Chris Robinson | 2006 | 105 min | USA

I don't know what I was expecting to get from ATL, but it sure as hell wasn't a coming of age story about roller skating crews. Are roller skating crews really an actual thing that exists in Atlanta? Apparently so. This movie follows four friends through their senior year in high school. They live, they love, they roller skate. And when they don't roller skate, they talk about roller skating. Boy, they love roller skating.

Stylistically, ATL is all over the place, both visually and story-wise. It moves from comedy to coming of age drama to crime drama and back, without any real knack for blending the ideas. It is apparent that the director and cinematographer come from music video backgrounds, but their mash of images works against them. There are some great visual ideas in this film. Unfortunately, not even a single style sticks around for long and some of my favourite graphic themes were quickly abandoned in favour of conventional tricks like (often worthless) title cards.
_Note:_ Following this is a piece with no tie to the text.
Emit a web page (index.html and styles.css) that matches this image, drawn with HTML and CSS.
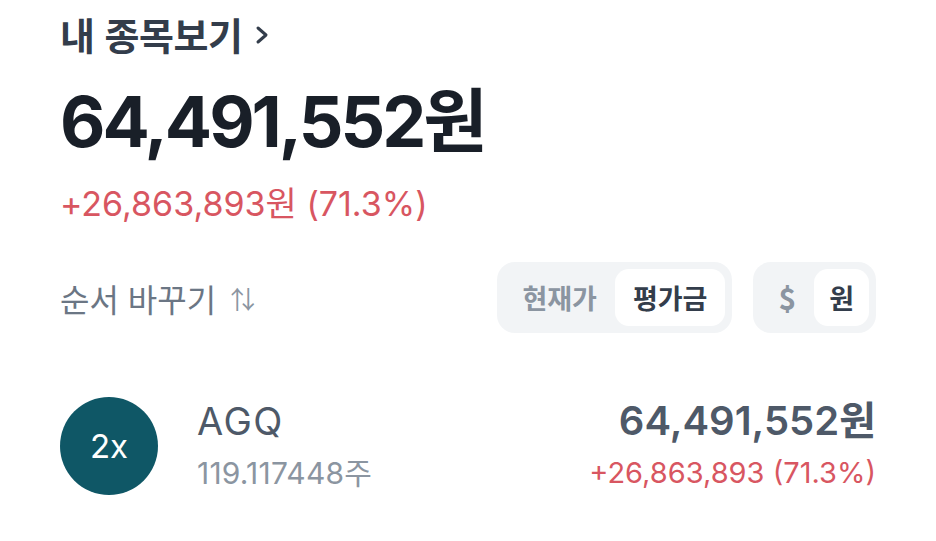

The young actors in this film do decent jobs with the material, and they excel at the scenes that display casual jokes and back and forth conversation. I would have loved for ATL to have stayed along those lines. Strangely, it veers off into a cliched 'little brother caught up dealing drugs' story well into the picture. Not a moment of that subplot is new or interesting and Robinson would have been smart to have left it alone. After a clumsy climax featuring exciting black violence, the wrap up at film's end feels truncated and stupidly cheery, attempting to recapture the tone it began with. The film starts out unexpectedly light, giving a fresh glimpse into black youth culture in Atlanta; a flip side to the countless stories of black inner city kids everyone is familiar with. Why oh why did it have to tread on to such banal territory?